In the past decade, creators of content for young kids have become a lot more deliberate about tackling bullying as a topic, and that content can be a powerful tool for conversation. For young kids, Nickerson points to “Sesame Street” episodes that have addressed bullying. There are also plenty of children’s books that directly talk about teasing, playground dynamics and even broader issues of how to be a kind, empathetic friend.

Even books and shows that don’t explicitly address bullying ― or where the bullying is just a small part of a seemingly unrelated narrative ― can be a good way into these types of talks. If one character is being unkind to another, use that to start a casual conversation with your kid about their own experiences with their peers.

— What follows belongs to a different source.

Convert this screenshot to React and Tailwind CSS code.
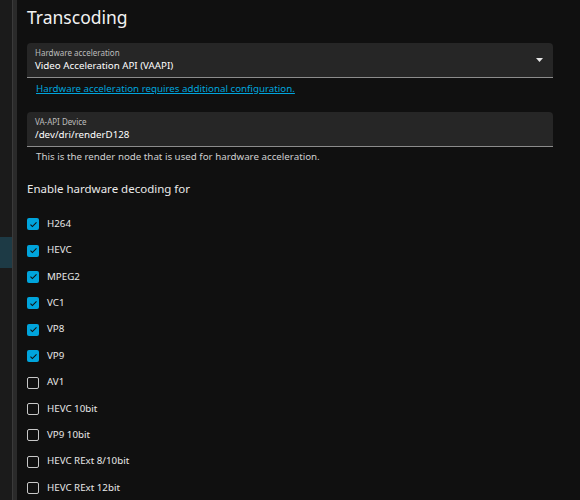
import { useState } from 'react';

const codecs = [
  { id: 'h264', label: 'H264', on: true },
  { id: 'hevc', label: 'HEVC', on: true },
  { id: 'mpeg2', label: 'MPEG2', on: true },
  { id: 'vc1', label: 'VC1', on: true },
  { id: 'vp8', label: 'VP8', on: true },
  { id: 'vp9', label: 'VP9', on: true },
  { id: 'av1', label: 'AV1', on: false },
  { id: 'hevc10', label: 'HEVC 10bit', on: false },
  { id: 'vp910', label: 'VP9 10bit', on: false },
  { id: 'rext810', label: 'HEVC RExt 8/10bit', on: false },
  { id: 'rext12', label: 'HEVC RExt 12bit', on: false },
];

function Field({ label, value, select }) {
  return (
    <div className="relative h-[35px] rounded-t-[4px] bg-[#262626] border-b-[1.5px] border-[#8c8c8c] pl-[8px] pt-[4px]">
      <div className="text-[8px] leading-[11px] text-[#bdbdbd]">{label}</div>
      <div className="text-[9.75px] leading-[16px] text-white">{value}</div>
      {select && (
        <svg className="absolute right-[10px] top-[15px]" width="7" height="4" viewBox="0 0 7 4">
          <path d="M0 0h7L3.5 4z" fill="#e6e6e6" />
        </svg>
      )}
    </div>
  );
}

function Check({ on }) {
  if (on) {
    return (
      <span className="flex h-[12px] w-[12px] items-center justify-center rounded-[2px] bg-[#00a4dc]">
        <svg width="9" height="9" viewBox="0 0 24 24">
          <path d="M4 12.5l5 5L20 6.5" fill="none" stroke="#111" strokeWidth="3" />
        </svg>
      </span>
    );
  }
  return <span className="h-[12px] w-[12px] rounded-[2px] border-[1.5px] border-[#c8c8c8]" />;
}

export default function App() {
  const [state, setState] = useState(Object.fromEntries(codecs.map((c) => [c.id, c.on])));

  return (
    <div className="flex h-[500px] w-[580px] overflow-hidden bg-[#101010] font-['Noto_Sans',sans-serif]">
      {/* collapsed nav drawer */}
      <div className="flex w-[12px] flex-col bg-[#1b1b1b]">
        <div className="h-[237px]" />
        <div className="h-[31px] bg-[#1d3a45]" />
      </div>
      <div className="w-[5px] border-l border-[#3a3a3a] bg-[#2a2a2a]" />

      <div className="flex-1 pl-[10px] pr-[27px]">
        <h1 className="pt-[5px] text-[17.5px] leading-[24px] text-[#f2f2f2]">Transcoding</h1>

        <div className="mt-[14px]">
          <Field label="Hardware acceleration" value="Video Acceleration API (VAAPI)" select />
          <a className="mt-[3px] block pl-[9px] text-[9.75px] leading-[15px] text-[#00a4dc] underline">
            Hardware acceleration requires additional configuration.
          </a>
        </div>

        <div className="mt-[16px]">
          <Field label="VA-API Device" value="/dev/dri/renderD128" />
          <div className="mt-[2px] pl-[9px] text-[9.75px] leading-[15px] text-[#cfcfcf]">
            This is the render node that is used for hardware acceleration.
          </div>
        </div>

        <h3 className="mt-[17px] text-[11.5px] leading-[16px] text-[#eaeaea]">Enable hardware decoding for</h3>

        <div className="mt-[14px] flex flex-col">
          {codecs.map((c) => (
            <label
              key={c.id}
              className="flex h-[26.4px] items-center gap-[8px] text-[9.75px] text-[#e8e8e8]"
              onClick={() => setState((s) => ({ ...s, [c.id]: !s[c.id] }))}
            >
              <Check on={state[c.id]} />
              {c.label}
            </label>
          ))}
        </div>
      </div>
    </div>
  );
}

“Although I’m not suggesting that parents don’t ask directly about this, context matters,” Nickerson said. “And I do think the more you can do it in a preventive or proactive way ― and understanding where this fits in with other peer-relationship issues ― that’s going to build a stronger foundation, and make your kids more apt to talk to you about these issues. Which can be difficult for them, and for parents, to talk about.”

Try different settings.

Where and when you have these conversations can make a big difference in terms of what information you’re able to get. Nickerson says some kids need a bit of time and space to decompress after school, so asking them about how things went the minute they walk in the door isn’t necessarily a great idea.

Talking to your children in the car can help. “Things spontaneously come out more. I think some of it is because they’re captive,” Nickerson laughed. “But you also don’t necessarily have to make direct eye contact.”

Some parents find they’re able to have better conversations with their kids right before bed, when they’re a bit more relaxed, she said. Others have found it helps to give their children a notebook where they can write any questions or comments that they find a bit uncomfortable or embarrassing.

Play around with it a bit, being sensitive to the fact that sometimes kids are willing and eager to talk about what is happening with them ― just not necessarily when their parents are asking.